In Latin America and the Middle East the acceptable distance is much shorter than what most Europeans and Americans feel comfortable with. This is why an American or a European might wonder why the other person is invading his or her personal space by standing so close, while the other person might wonder why an American or a European is standing so far from him or her. 

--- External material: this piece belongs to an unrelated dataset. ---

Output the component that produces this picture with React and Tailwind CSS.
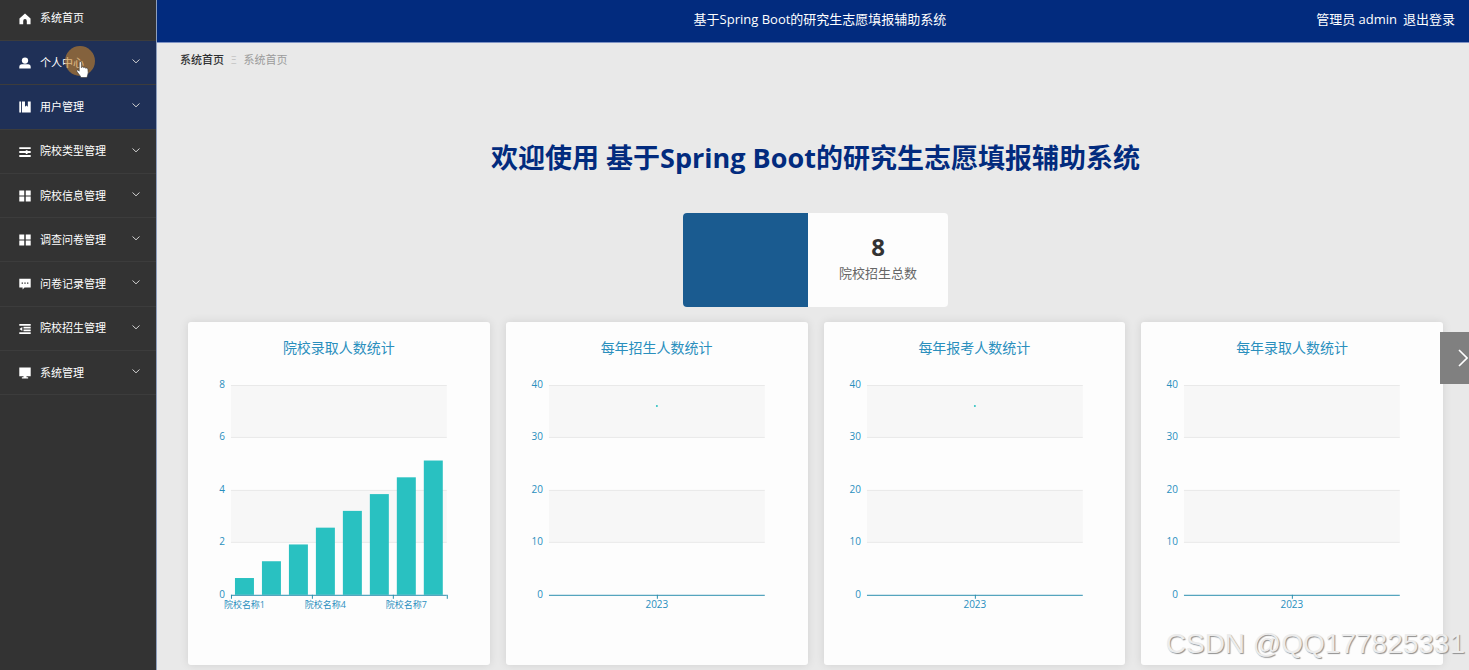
import clsx from 'clsx'

const HomeIcon = () => (
  <path d="M8 .8.6 7.2V15h5v-4.500a2.400 2.400 0 0 1 4.800 0V15h5V7.200z" />
)
const UserIcon = () => (
  <>
    <circle cx="8" cy="4.8" r="4.2" />
    <path d="M.4 15.400v-2.200c0-2 1.400-3.400 3.400-3.400h8.400c2 0 3.400 1.400 3.400 3.400v2.200z" />
  </>
)
const NotebookIcon = () => (
  <path d="M.4.6h2.400v14.800H.4zM4 .6h4v7l1.900-1.500 1.900 1.500v-7h3.800v14.800H4z" />
)
const OperationIcon = () => (
  <path d="M.4 1.500h15.200v2.600H.4zM.4 6.700h8.600v-1.200h2.400v1.200h4.200v2.600h-4.200v1.200H9V9.300H.4zM.4 11.900h15.200v2.600H.4z" />
)
const MenuIcon = () => (
  <path d="M.4.6h6.600v6.600H.4zM9 .6h6.600v6.600H9zM.4 8.800h6.600v6.600H.4zM9 8.800h6.600v6.600H9z" />
)
const CommentIcon = () => (
  <path
    fillRule="evenodd"
    d="M.4 1h15.200v11.600H7.400L4.800 15.400v-2.800H.4zM3.500 6v1.800h1.800V6zM7.100 6v1.800h1.800V6zM10.700 6v1.800h1.800V6z"
  />
)
const FoldIcon = () => (
  <path d="M.4 1.300h15.200v2.400H.4zM6 5h9.600v2.300H6zM6 8.700h9.600V11H6zM.4 12.300h15.200v2.400H.4zM.6 8l3.800-2.800v5.600z" />
)
const MonitorIcon = () => (
  <path d="M.4.8h15.200v11.600H10v1.400h2.200v1.600H3.800v-1.600H6v-1.400H.4z" />
)

const menus = [
  { label: '个人中心', icon: UserIcon, active: true },
  { label: '用户管理', icon: NotebookIcon, active: true },
  { label: '院校类型管理', icon: OperationIcon },
  { label: '院校信息管理', icon: MenuIcon },
  { label: '调查问卷管理', icon: MenuIcon },
  { label: '问卷记录管理', icon: CommentIcon },
  { label: '院校招生管理', icon: FoldIcon },
  { label: '系统管理', icon: MonitorIcon },
]

const charts = [
  {
    title: '院校录取人数统计',
    max: 8,
    bars: [0.64, 1.28, 1.92, 2.56, 3.2, 3.84, 4.48, 5.12],
    labels: [
      { slot: 0, text: '院校名称1' },
      { slot: 3, text: '院校名称4' },
      { slot: 6, text: '院校名称7' },
    ],
  },
  { title: '每年招生人数统计', max: 40, point: 36 },
  { title: '每年报考人数统计', max: 40, point: 36 },
  { title: '每年录取人数统计', max: 40 },
]

const LEFT = 43
const TOP = 15
const WIDTH = 216
const HEIGHT = 210
const BOTTOM = TOP + HEIGHT

const MenuItem = ({ label, icon: Glyph, active }) => (
  <li className="flex">
    <button
      type="button"
      className={clsx(
        'flex w-full items-center border-b border-[#3c3c3c] pl-[19px] pr-4 pt-px text-left',
        active ? 'bg-[#1f3057]' : 'bg-[#333333]'
      )}>
      <svg viewBox="0 0 16 16" className="mr-[9px] size-3 fill-white">
        <Glyph />
      </svg>
      <span className="flex-1">{label}</span>
      <svg
        viewBox="0 0 8 8"
        className="mb-1 size-2 fill-none stroke-[#d0d0d0]">
        <path d="M.5 2.500 4 5.800 7.500 2.500" />
      </svg>
    </button>
  </li>
)

const Chart = ({ max, bars, labels, point }) => {
  const ticks = [4, 3, 2, 1, 0]
  const slot = WIDTH / 8
  const center = LEFT + WIDTH / 2
  return (
    <svg viewBox="0 0 302 295" className="block w-full">
      <rect x={LEFT} y={TOP} width={WIDTH} height="52.5" fill="#f7f7f7" />
      <rect x={LEFT} y={TOP + 105} width={WIDTH} height="52.5" fill="#f7f7f7" />
      {ticks.map((t) => {
        const y = BOTTOM - (t * HEIGHT) / 4
        return (
          <g key={t}>
            {t > 0 && (
              <path d={`M${LEFT} ${Math.floor(y) + 0.5}h${WIDTH}`} stroke="#e9e9e9" />
            )}
            <text
              x={LEFT - 6}
              y={y + 3}
              textAnchor="end"
              className="fill-[#2a8fbd] text-[10px]">
              {(t * max) / 4}
            </text>
          </g>
        )
      })}
      {bars?.map((value, i) => {
        const h = (value / max) * HEIGHT
        return (
          <rect
            key={i}
            x={LEFT + i * slot + 4}
            y={BOTTOM - h}
            width="19"
            height={h}
            fill="#29c1c1"
          />
        )
      })}
      {point && (
        <circle cx={center} cy={BOTTOM - (point / max) * HEIGHT} r="1" fill="#29c1c1" />
      )}
      <path d={`M${LEFT} ${BOTTOM + 0.5}h${WIDTH}`} stroke="#2a8fae" />
      {labels ? (
        <>
          {[0, 3, 6, 8].map((n) => (
            <path
              key={n}
              d={`M${LEFT + n * slot + 0.5} ${BOTTOM}v4`}
              stroke="#2a8fae"
            />
          ))}
          {labels.map((l) => (
            <text
              key={l.text}
              x={LEFT + (l.slot + 0.5) * slot}
              y={BOTTOM + 13}
              textAnchor="middle"
              className="fill-[#2a8fbd] text-[9px]">
              {l.text}
            </text>
          ))}
        </>
      ) : (
        <>
          <path d={`M${center + 0.5} ${BOTTOM}v4`} stroke="#2a8fae" />
          <text
            x={center}
            y={BOTTOM + 13}
            textAnchor="middle"
            className="fill-[#2a8fbd] text-[10px]">
            2023
          </text>
        </>
      )}
    </svg>
  )
}

const ChartCard = ({ title, ...chart }) => (
  <section className="rounded-[3px] bg-[#fdfdfd] pt-4 shadow-[0_0_10px_rgba(0,0,0,0.1)]">
    <h2 className="h-8 text-center text-sm leading-5 text-[#2a8fbd]">{title}</h2>
    <Chart {...chart} />
  </section>
)

const Sidebar = () => (
  <nav className="relative w-[157px] shrink-0 border-r border-[#8e9fbd] bg-[#333333] text-[11px] text-white">
    <a
      href="#home"
      className="flex h-[41px] items-center border-b border-[#3c3c3c] pb-[3px] pl-[19px]">
      <svg viewBox="0 0 16 16" className="mr-[9px] size-3 fill-white">
        <HomeIcon />
      </svg>
      系统首页
    </a>
    <ul className="grid h-[354px] auto-rows-fr">
      {menus.map((m) => (
        <MenuItem key={m.label} {...m} />
      ))}
    </ul>
    {/* click highlight and pointer */}
    <div className="absolute left-[65px] top-[46px] size-[30px] rounded-full bg-[#c8842c]/60" />
    <svg
      viewBox="0 0 14 18"
      className="absolute left-[76px] top-[61px] h-[18px] w-[14px] fill-white stroke-[#333333]">
      <path
        strokeWidth=".6"
        d="M3.200 1.700c0-1.500 2.200-1.500 2.200 0v5l.3-.6c.7-.5 1.600-.2 1.900.5.7-.5 1.700-.2 2 .6 1-.5 2.100 0 2.300 1l.3 3.300c0 2-.9 3-1.200 5H4.900C4.300 14.300 2.200 12.700.9 10.500c-.6-1.200.6-1.900 1.400-1.200l.9.9z"
      />
    </svg>
  </nav>
)

const App = () => (
  <div className="flex min-h-screen overflow-hidden bg-[#e9e9e9] font-['Open_Sans','Noto_Sans_CJK_SC',sans-serif]">
    <Sidebar />
    <div className="relative min-w-0 flex-1">
      <header className="grid h-[43px] grid-cols-[1fr_auto_1fr] items-center border-b border-[#7f93c4] bg-[#022b7e] pb-[3px] pl-7 pr-[14px] text-[13px] text-white">
        <h1 className="col-start-2">基于Spring Boot的研究生志愿填报辅助系统</h1>
        <div className="flex justify-end gap-[6px]">
          <span>管理员 admin</span>
          <button type="button">退出登录</button>
        </div>
      </header>

      <div className="flex h-[34px] items-center gap-[7px] pl-[23px] text-[11px]">
        <a href="#home" className="font-medium text-[#303133]">
          系统首页
        </a>
        <span className="text-[10px] text-[#c4c4c4]">Ξ</span>
        <span className="text-[#9b9b9b]">系统首页</span>
      </div>

      <main className="pb-[5px] pl-[31px] pr-[26px]">
        <p className="pt-[61px] text-center text-[27px] font-bold leading-10 text-[#022b7e]">
          欢迎使用 基于Spring Boot的研究生志愿填报辅助系统
        </p>

        <div className="mx-auto mt-[35px] flex h-[94px] w-[265px] overflow-hidden rounded-[4px] bg-[#fdfdfd]">
          <div className="w-[125px] bg-[#1a5b90]" />
          <div className="flex flex-1 flex-col items-center justify-center pb-[6px]">
            <strong className="text-2xl leading-8 text-[#333333]">8</strong>
            <span className="text-[13px] leading-5 text-[#666666]">院校招生总数</span>
          </div>
        </div>

        <div className="mt-[15px] grid grid-cols-4 gap-4">
          {charts.map((c) => (
            <ChartCard key={c.title} {...c} />
          ))}
        </div>
      </main>

      <button
        type="button"
        aria-label="next"
        className="absolute right-0 top-[332px] flex h-[52px] w-[29px] items-center justify-end bg-[#808080] pr-px">
        <svg viewBox="0 0 10 18" className="h-[18px] w-[10px] fill-none stroke-white">
          <path strokeWidth="1.6" d="M1 1l8 8-8 8" />
        </svg>
      </button>
      <div className="absolute bottom-2 right-1 font-['Liberation_Sans',sans-serif] text-[28px] leading-9 text-[#ececec] [text-shadow:1px_1px_1px_#909090]">
        CSDN @QQ177825331
      </div>
    </div>
  </div>
)

export default App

The following are examples of common gestures which have different functions and meanings in different cultures:

1. the forefinger and the thumb forming a circle:
    Commonly: everything is ok, perfect
    France: worthless, Japan—money, Germany—rude, Malta, Greece and Brazil—obscene

2. Thumbsup
     Commonly: all OK, Australia, Iran—rude, Nigeria—very offensive, Japan—five,
     Turkey—political rightist party

3. showing right palm: stop, enough (person, car, action),
     Turkey—you get nothing from me, W.Africa—you have 5 fahters

4. The fig (fingers folded into the palm with the thumb pushed between the foreginger and
    the middle finger
    Turkey, Greece, Tunisia, Holland—obscene, Russia—you get nothing from me,   
    Yugoslavia—you can’t have it, Brazil—good luck 

6.2 in the same community
It’s also necessary to remember constantly that the messages that non-verbal communication conveys need not be the same for all the members even in the same community. For instance, let’s consider shaking hands. A may just touch B’s hand with just the fingers lightly indicating a perfunctory gesture, A may grip B’s hand in such a way B may feel pain, A may embrace B’s hand completely indicating acceptance. A smile may or may not accompany shaking hands indicating presence or absence of warmth.    

7. Conclusion
It’s incumbent on the part of everyone—tourists, bureaucrats, politicians, scientists, technologists, common public—to observe how they use body language to communicate and how others use theirs and learn from the observation so they would be able to handle different relationships better and enjoy harmony with others. They would also be able to monitor their own signals and achieve better control over themselves and so function more effectively.